Never Too Small for Salesforce
So, what have I learned? That with a little pre-planning next year, we can become more efficient, effective and create more benefit by leveraging tools like Salesforce NPSP for tracking participants, venues, sponsors and invitees. By integrating with an online fundraising tool, we can better manage online giving and track the fundraising effectiveness of this event by correlating donations to it. We can more effectively manage communications with everyone involved by leveraging an email tool for drip campaigns and better communications. We could even capture event attendees through an event management tool.
This is a very small nonprofit we are working with. And in the grand scheme of things, this was a small event. We all know that you are never too small to spin up a spreadsheet to manage your processes. However, you are also never too small to leverage all of the benefits of Salesforce either. No matter the function or the size or the task, all nonprofits can benefit from Salesforce.
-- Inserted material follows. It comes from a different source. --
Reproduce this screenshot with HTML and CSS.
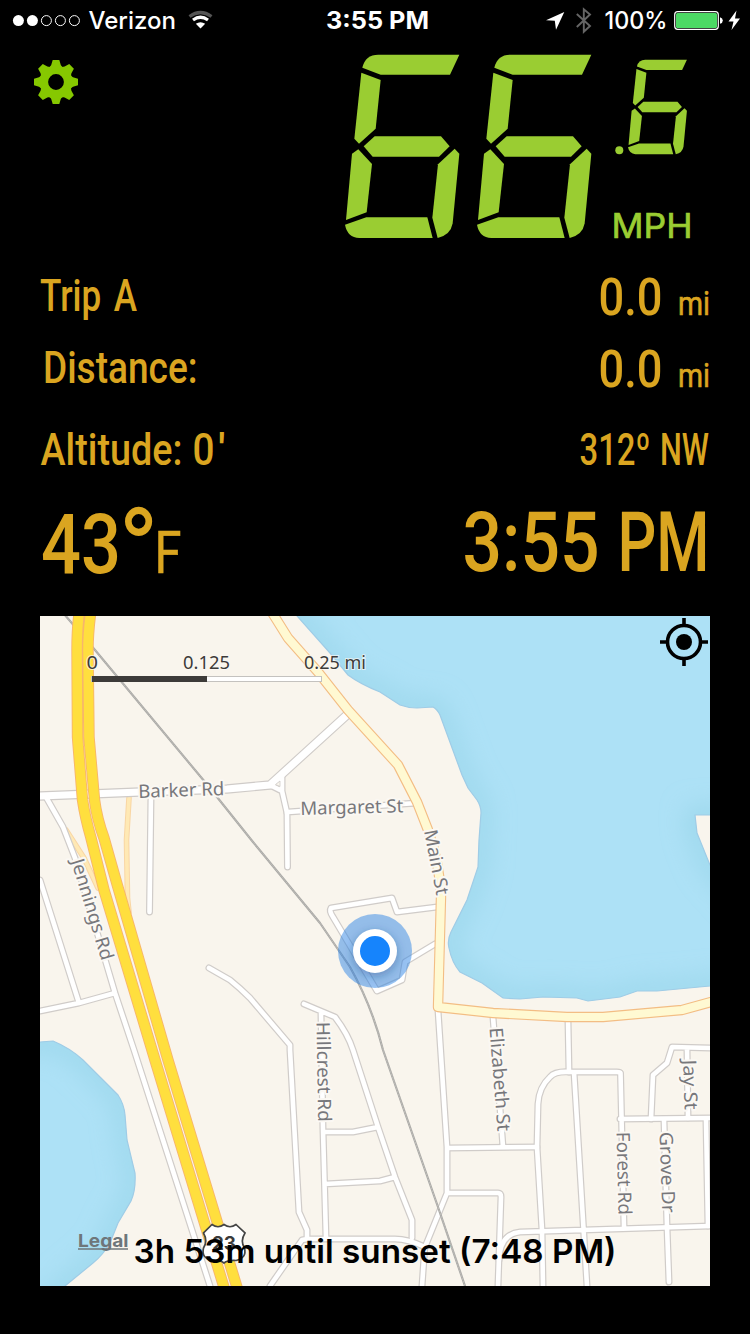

This is the first time we have put on this event, but I am eager to make it an annual activity. I look forward to leveraging Salesforce next year so I can avoid a lot of manual, administrative tasks and focus on fundraising and music. What I most look forward to is applying the lessons learned from this very personal experience to working with our future clients. Even after all of these years doing what I do, I now have a different perspective on what they are going through. I have walked a mile in their shoes, climbed inside their skin and walked around a bit.
It is funny to reflect and realize, I thought my volunteering would help the nonprofit I was volunteering for when in reality, it helped me so much more.